マインドフルネスを実践しているスポーツ選手
バスケットボールのマイケル・ジョーダン選手、テニスのジョコビッチ選手などなど、世界的なアスリートたちがマインドフルネスを取り入れていると言われています。
また日本では、野球選手のイチローをはじめサッカー日本代表の長友佑都選手や大相撲の琴奨菊関、ラグビー日本代表五郎丸選手などが挙げられます。
イチロー選手は、「誰よりも早く球場に入り、ウォーミングアップを終えると必ずロッカー前に腰をかけ20分~30分の瞑想に入っている」とニューヨーク・ヤンキース時代のチームメイトが証言していますね。
長友選手は、自身の著書の中で「マインドフルネス」について述べています。
また、琴奨菊が取り取組前に行う「琴バウアー」や、五郎丸選手がキックの前に行っているあのポーズもマインドフルネス技術の一つですね。
中でもアスリート界で最も有名なのが、テニスのジョコビッチ選手でしょう。
ジョコビッチ選手は、マインドフルネスによって「脳内で一体どれだけのネガティブなエネルギーが循環していたのかに気づくことになった。
一歩下がって自分の考えを客観的に見渡すように集中すると、莫大な量のネガティブな感情がそこにあるのがはっきりと見えた」
「かつての私は、フェデラーやアンディ・マレーとは決して同格ではないことをよくわかっていた。
今でも、サーブを失敗したりバックハンドをしくじったときに、自己疑念にかられることはあるが、一方で対処法もわかっている。
ネガティブな考えが浮かぶことをそのまま認めて、そのままやり過ごし、今の瞬間に集中するのだ。

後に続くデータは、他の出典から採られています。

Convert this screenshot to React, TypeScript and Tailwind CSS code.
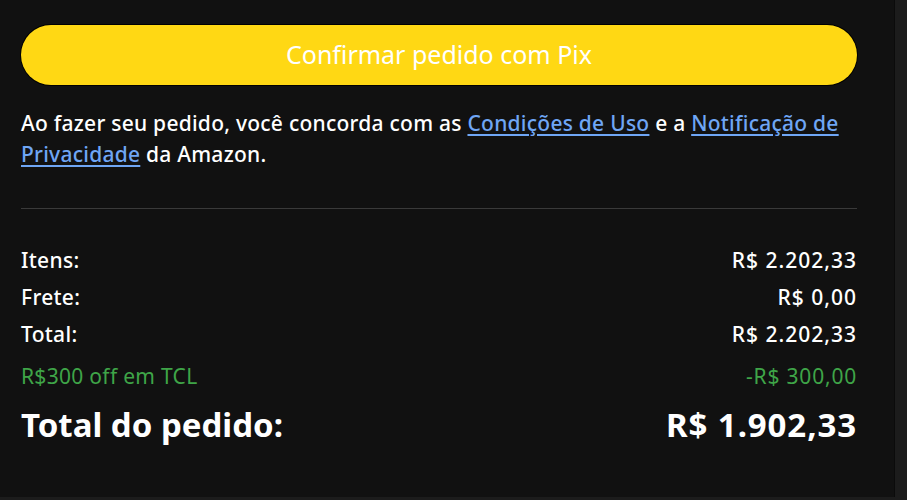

あのマインドフルネスが、痛みや負の感情と向き合うのにとても役立っている。
このおかげで私は本当に大切なものに集中できている。
そして脳内でそんなネガティブな声の音量を下げることができている。」と、自身の著書の中で語っています。
またテレビ番組に出演した際に、瞑想を紹介していたことも有名です。
まとめ
「集中すること、判断すること」を向上させるマインドフルネスはビジネス界だけでなく、今やスポーツ界でも重宝されていることがよく分かります。
世界を舞台に、時には国を代表して戦うトップアスリートこそ、「マインドフルネス」を取り入れその効果を声に出している人が多いですね。
効果や実践方法は人それぞれですが、これを機会に「マインドフルネス」を意識してみてはいかがでしょうか。